-- begin --

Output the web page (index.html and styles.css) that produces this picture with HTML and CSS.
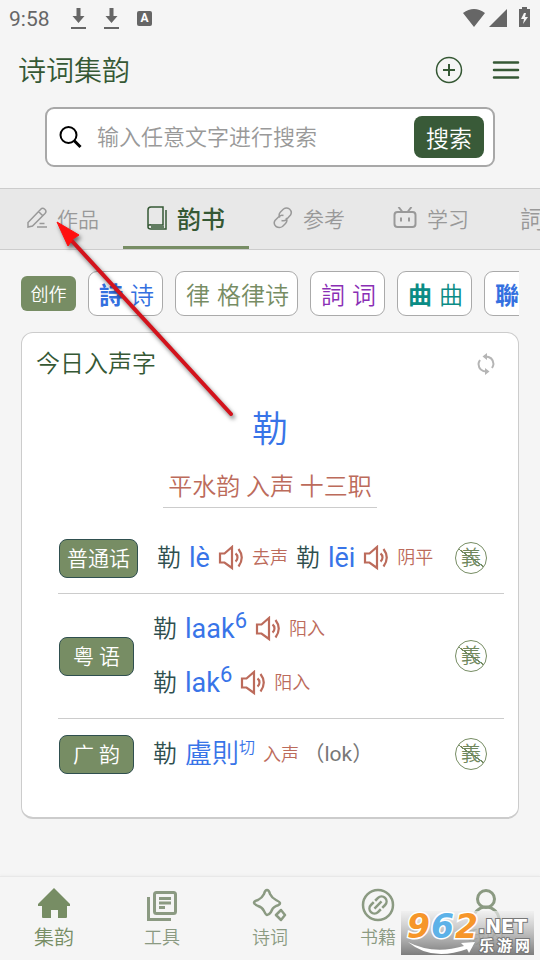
FILE: index.html
```html
<!DOCTYPE html>
<html lang="zh-CN">
   <head>
      <title>诗词集韵</title>
      <meta charset="utf-8">
      <meta name="viewport" content="width=device-width, initial-scale=1">
      <link rel="stylesheet" href="styles.css">
   </head>

   <body>
      <!-- shared icons -->
      <svg class="defs" aria-hidden="true">
         <symbol id="speaker" viewBox="0 0 26 26">
            <path d="M2 8.500h4.500L14 2v21l-7.500-5.500H2zM17.500 8.500a5 5 0 0 1 0 8M20.500 4q6.500 8.500 0 17.500" fill="none" stroke="currentColor" stroke-width="2.200"/>
         </symbol>
         <symbol id="download" viewBox="0 0 18 22">
            <path d="M6.500 0h4v8h4L8.500 15l-6-7h4zM1 19h15v2H1z" fill="currentColor"/>
         </symbol>
         <symbol id="chain" viewBox="0 0 20 22">
            <path d="M7 10.500q-2-3 .5-5.500l3-3q3-2 6 0 3 3 1 6l-4 4.500q-2 2-5 1M13 11q2 3-.5 5.500l-3 3q-3 2-6.500 0-3-3-1-6l4-4q2-2 4.500-1" fill="none" stroke="currentColor" stroke-width="1.500"/>
         </symbol>
      </svg>

      <div class="status">
         <span class="time">9:58</span>
         <svg class="down" width="18" height="22"><use href="#download"/></svg>
         <svg class="down" width="18" height="22"><use href="#download"/></svg>
         <span class="ime">A</span>
         <svg class="signal" width="68" height="22" viewBox="0 0 68 22" fill="currentColor">
            <path d="M0 5Q11-3 22 5L11 19zM26 19L44 1v18zM57 1h2v-2h5v2h3v18H56V1z"/>
            <path d="M61 5l-3 6h3l-1 5 5-7h-3l1-4z" fill="#f5f5f5"/>
         </svg>
      </div>

      <header class="header">
         <h1>诗词集韵</h1>
         <button type="button" aria-label="新建">
            <svg width="28" height="28" viewBox="0 0 28 28" fill="none" stroke="currentColor" stroke-width="1.500"><circle cx="14" cy="14" r="12.500"/><path d="M8 14h12M14 8v12" stroke-width="2"/></svg>
         </button>
         <button type="button" aria-label="菜单">
            <svg width="28" height="28" viewBox="0 0 28 28" fill="none" stroke="currentColor" stroke-width="2.500" stroke-linecap="round"><path d="M2 6.500h24M2 14h24M2 21.500h24"/></svg>
         </button>
      </header>

      <form class="search" action="#">
         <svg width="24" height="24" viewBox="0 0 24 24" fill="none" stroke="#000" stroke-width="2"><circle cx="9.500" cy="10" r="8"/><path d="M15 15.500l6.500 6.500" stroke-width="3"/></svg>
         <input type="text" aria-label="搜索" placeholder="输入任意文字进行搜索">
         <button type="submit">搜索</button>
      </form>

      <nav class="tabs">
         <a href="#">
            <svg width="20" height="22" viewBox="0 0 20 22" fill="none" stroke="currentColor" stroke-width="1.500"><path d="M1 20v-4.500L13.500 2.500a3 3 0 0 1 4.500 4L5.500 19zM11.500 4.500l4 4M12.500 16.500h5M10 20h10"/></svg>
            作品
         </a>
         <a href="#" class="on">
            <svg width="20" height="24" viewBox="0 0 20 24" fill="none" stroke="currentColor" stroke-width="1.500"><path d="M4 1h12v18H4a2 2 0 0 0-3 2V4q0-3 3-3zM1 21q0 2 3 2h15V4M4 21h13"/></svg>
            韵书
         </a>
         <a href="#">
            <svg width="20" height="22"><use href="#chain"/></svg>
            参考
         </a>
         <a href="#">
            <svg width="24" height="22" viewBox="0 0 24 22" fill="none" stroke="currentColor" stroke-width="2"><rect x="1.500" y="5" width="21" height="15" rx="3"/><path d="M5.500 0l4 5M18.500 0l-4 5M8 10.500v4M16 10.500v4"/></svg>
            学习
         </a>
         <a href="#"><span class="ci">詞</span>诗词</a>
      </nav>

      <div class="chips">
         <button type="button" class="create">创作</button>
         <button type="button" class="chip blue"><b>詩</b>诗</button>
         <button type="button" class="chip green"><span>律</span>格律诗</button>
         <button type="button" class="chip purple"><span>詞</span>词</button>
         <button type="button" class="chip teal"><b>曲</b>曲</button>
         <button type="button" class="chip blue"><b>聯</b>联</button>
      </div>

      <main class="card">
         <div class="card-head">
            <h2>今日入声字</h2>
            <button type="button" aria-label="刷新">
               <svg width="22" height="24" viewBox="0 0 22 24" fill="none" stroke="currentColor" stroke-width="2"><path d="M10 4.500q8 0 8.500 7.500-.2 2-1.500 4M12 19.500q-8 0-8.500-7.500.2-2 1.500-4"/><path d="M12 1v7L7.500 4.500zM10 16v7l4.500-3.500z" fill="currentColor" stroke="none"/></svg>
            </button>
         </div>
         <div class="word">勒</div>
         <div class="rhyme"><span>平水韵 入声 十三职</span></div>

         <div class="row">
            <span class="badge">普通话</span>
            <div class="lines">
               <div class="line">
                  <span>勒</span><a href="#">lè</a><svg width="26" height="26"><use href="#speaker"/></svg><small>去声</small>
                  <span>勒</span><a href="#">lēi</a><svg width="26" height="26"><use href="#speaker"/></svg><small>阴平</small>
               </div>
            </div>
            <button type="button" class="yi">義</button>
         </div>
         <div class="row">
            <span class="badge">粤 语</span>
            <div class="lines">
               <div class="line">
                  <span>勒</span><a href="#">laak<sup>6</sup></a><svg width="26" height="26"><use href="#speaker"/></svg><small>阳入</small>
               </div>
               <div class="line">
                  <span>勒</span><a href="#">lak<sup>6</sup></a><svg width="26" height="26"><use href="#speaker"/></svg><small>阳入</small>
               </div>
            </div>
            <button type="button" class="yi">義</button>
         </div>
         <div class="row">
            <span class="badge">广 韵</span>
            <div class="lines">
               <div class="line">
                  <span>勒</span><a href="#" class="han">盧則<sup>切</sup></a><small>入声 <i>（lok）</i></small>
               </div>
            </div>
            <button type="button" class="yi">義</button>
         </div>
      </main>

      <nav class="bottom">
         <a href="#" class="on">
            <svg width="36" height="36" viewBox="0 0 36 36" fill="currentColor"><path d="M18 2l16 16v2h-3v11q0 1-1 1h-8v-8h-7v8H7q-1 0-1-1V20H2v-2z"/></svg>
            集韵
         </a>
         <a href="#">
            <svg width="36" height="36" viewBox="0 0 36 36" fill="none" stroke="currentColor" stroke-width="3"><rect x="10.500" y="6.500" width="21" height="21" rx="2"/><path d="M4.500 11v22.500H27M15 12.500h12M15 17h12M15 21.500h6"/></svg>
            工具
         </a>
         <a href="#">
            <svg width="36" height="36" viewBox="0 0 36 36" fill="none" stroke="currentColor" stroke-width="2.500" stroke-linejoin="round"><path d="M15 4q2 0 3 4 2 4 6 6t4 3q0 2-4 3-4 2-5 6-2 3-4 3-1 0-3-4-2-4-6-5-4-2-4-3 0-2 4-3 4-2 6-6 1-4 3-4zM29 24l4 5-4 5-5-5z"/></svg>
            诗词
         </a>
         <a href="#">
            <svg width="36" height="36" viewBox="0 0 36 36" fill="none" stroke="currentColor" stroke-width="2.500"><circle cx="18" cy="19" r="15"/><g transform="rotate(-45 18 19)"><path d="M17 14h-4a5 5 0 0 0 0 10h4M19 14h4a5 5 0 0 1 0 10h-4M13 19h10"/></g></svg>
            书籍
         </a>
         <a href="#">
            <svg width="36" height="36" viewBox="0 0 36 36" fill="none" stroke="currentColor" stroke-width="3"><circle cx="18" cy="13" r="8.500"/><path d="M5 36v-2a13 13 0 0 1 26 0v2"/></svg>
            我的
         </a>
      </nav>

      <!-- red pointer -->
      <svg class="pointer" width="190" height="210" viewBox="0 0 190 210">
         <path d="M181 202L22 29" stroke="#d3131c" stroke-width="4" stroke-linecap="round"/>
         <path d="M7 10l22 13-6 4-5 7z" fill="#ff1010" stroke="#ff1010"/>
      </svg>

      <!-- site mark -->
      <svg class="mark" width="133" height="44" viewBox="0 0 133 44">
         <defs><linearGradient id="g" x2="0" y2="1"><stop offset="0" stop-color="#eee" stop-opacity=".7"/><stop offset="1" stop-color="#777" stop-opacity=".95"/></linearGradient></defs>
         <rect width="133" height="44" fill="url(#g)"/>
         <path d="M7 31q25 13 56 4l-3-3 14-1-6 11-2-4Q31 51 7 31z" fill="#fff"/>
         <g class="num"><text x="6" y="27" fill="#f6962a">9</text><text x="30" y="27" fill="#5db2e8">6</text><text x="54" y="27" fill="#f6962a">2</text></g>
         <text class="net" x="77" y="22">.NET</text>
         <text class="net cn" x="78" y="40">乐</text><text class="net cn" x="96" y="40">游</text><text class="net cn" x="114" y="40">网</text>
      </svg>
   </body>
</html>
```
FILE: styles.css
```css
* {box-sizing: border-box;}
body {margin: 0;min-height: 100vh;display: flex;flex-direction: column;background-color: #f5f5f5;color: #355834;font-family: Roboto, "Noto Sans CJK SC", sans-serif;font-weight: 350;overflow-x: hidden;position: relative;}
button, input {font: inherit;color: inherit;border: 0;padding: 0;background: none;}
a {color: inherit;text-decoration: none;}
h1, h2 {margin: 0;font-weight: 350;}
svg {flex: none;display: block;}
.defs {position: absolute;width: 0;height: 0;}

.status {height: 37px;padding: 0 9px;display: flex;align-items: center;color: #666;}
.time {font-size: 21px;font-weight: 400;width: 61px;}
.down {margin-right: 15px;}
.ime {width: 15px;height: 15px;border-radius: 2px;background-color: #666;color: #fff;font: bold 12px/15px Roboto, sans-serif;text-align: center;margin-left: 1px;}
.signal {margin-left: auto;overflow: visible;}

.header {height: 66px;padding: 0 20px 0 18px;display: flex;align-items: center;gap: 29px;}
.header h1 {flex: 1;font-size: 28px;line-height: 40px;padding-top: 4px;}

.search {height: 60px;margin: 4px 45px 21px;padding: 0 9px 0 12px;display: flex;align-items: center;gap: 14px;border: 2px solid #a8a8a8;border-radius: 9px;background-color: #fff;}
.search input {flex: 1;min-width: 0;font-size: 22px;outline: none;}
.search input::placeholder {color: #999;}
.search button {width: 70px;height: 42px;border-radius: 8px;background-color: #395a38;color: #fff;font-size: 23px;}

.tabs {display: flex;height: 62px;padding-left: 3px;border: solid #ccc;border-width: 1px 0;background-color: #e8e8e8;color: #999;font-size: 21px;overflow: hidden;}
.tabs a {flex: none;display: flex;align-items: center;gap: 10px;padding: 0 24px;border-bottom: 3px solid transparent;white-space: nowrap;}
.tabs .on {border-color: #778d64;color: #355834;font-size: 24px;font-weight: 500;}
.ci {padding-left: 3px;font-size: 24px;}

.chips {display: flex;align-items: center;gap: 12px;margin: 20px 21px 16px;height: 46px;overflow: hidden;}
.chips button {flex: none;white-space: nowrap;}
.create {width: 55px;height: 35px;border-radius: 6px;background-color: #778d64;color: #fff;font-size: 18px;}
.chips .chip {display: flex;align-items: center;gap: 7px;height: 45px;padding: 0 8px 0 10px;border: 1px solid #aaa;border-radius: 9px;background-color: #fff;font-size: 24px;}
.blue {color: #3470e0;}
.green {color: #778d64;}
.purple {color: #8a2fb5;}
.teal {color: #0a8c85;}

.card {margin: 0 21px;padding: 8px 14px 28px;border: 1px solid #ccc;border-bottom-width: 2px;border-radius: 12px;background-color: #fff;}
.card-head {display: flex;justify-content: space-between;align-items: center;height: 46px;padding-right: 7px;}
.card-head h2 {font-size: 24px;line-height: 26px;}
.card-head button {color: #b5b5b5;}
.word {height: 80px;font-size: 36px;line-height: 86px;color: #3874e8;text-align: center;}
.rhyme {text-align: center;margin-bottom: 15px;}
.rhyme span {display: inline-block;padding: 0 5px;font-size: 24px;line-height: 40px;color: #bc6b5b;border-bottom: 1px solid #ccc;}

.row {display: flex;align-items: center;margin-left: 22px;padding: 8px 17px 8px 1px;border-bottom: 1px solid #ccc;}
.row:last-child {border-bottom: 0;}
.badge {flex: none;min-width: 75px;height: 39px;padding: 0 7px;border: 1px solid #2f4f4f;border-radius: 8px;background-color: #778d64;color: #fff;font-size: 21px;line-height: 39px;text-align: center;}
.lines {flex: 1;margin-left: 19px;}
.line {display: flex;align-items: center;gap: 8px;height: 54px;line-height: 56px;font-size: 24px;color: #2f4f4f;white-space: nowrap;}
.line a {font-size: 27px;font-weight: 400;color: #3874e8;}
.line .han {font-weight: 350;}
.line svg {color: #bc6b5b;}
.line small {font-size: 18px;color: #bc6b5b;}
.line i {font-size: 21px;font-style: normal;font-weight: 400;color: #777;}
sup {font-size: 22px;line-height: 0;vertical-align: 10px;}
.han sup {font-size: 16px;}
.row .yi {flex: none;width: 32px;height: 32px;border: 1px solid #778d64;border-radius: 50%;font-size: 20px;line-height: 28px;color: #6f875c;background: linear-gradient(35deg, transparent 49%, #778d64 49%, #778d64 52%, transparent 52%);}

.bottom {display: flex;height: 84px;margin-top: auto;padding-top: 9px;border-top: 1px solid #e8e8e8;box-shadow: 0 -1px 2px #eee;color: #8b9a82;font-size: 18px;}
.bottom a {flex: 1;display: flex;flex-direction: column;align-items: center;line-height: 32px;}
.bottom .on {color: #778d64;font-size: 20px;}

.pointer {position: absolute;left: 50px;top: 212px;filter: drop-shadow(2px 3px 2px #0008);pointer-events: none;}
.mark {position: absolute;right: 6px;bottom: 5px;}
.num {font: italic bold 33px "DejaVu Sans", sans-serif;stroke: #fff;stroke-width: 3px;paint-order: stroke;}
.net {font: bold 19px "DejaVu Sans", sans-serif;fill: #fff;stroke: #777;stroke-width: 2px;paint-order: stroke;}
.cn {font: bold 15px "Noto Sans CJK SC", sans-serif;}
```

-- end --

What to do | In the listing above, how many lines include the word "index"? Answer with the number and nothing more.

The answer | 2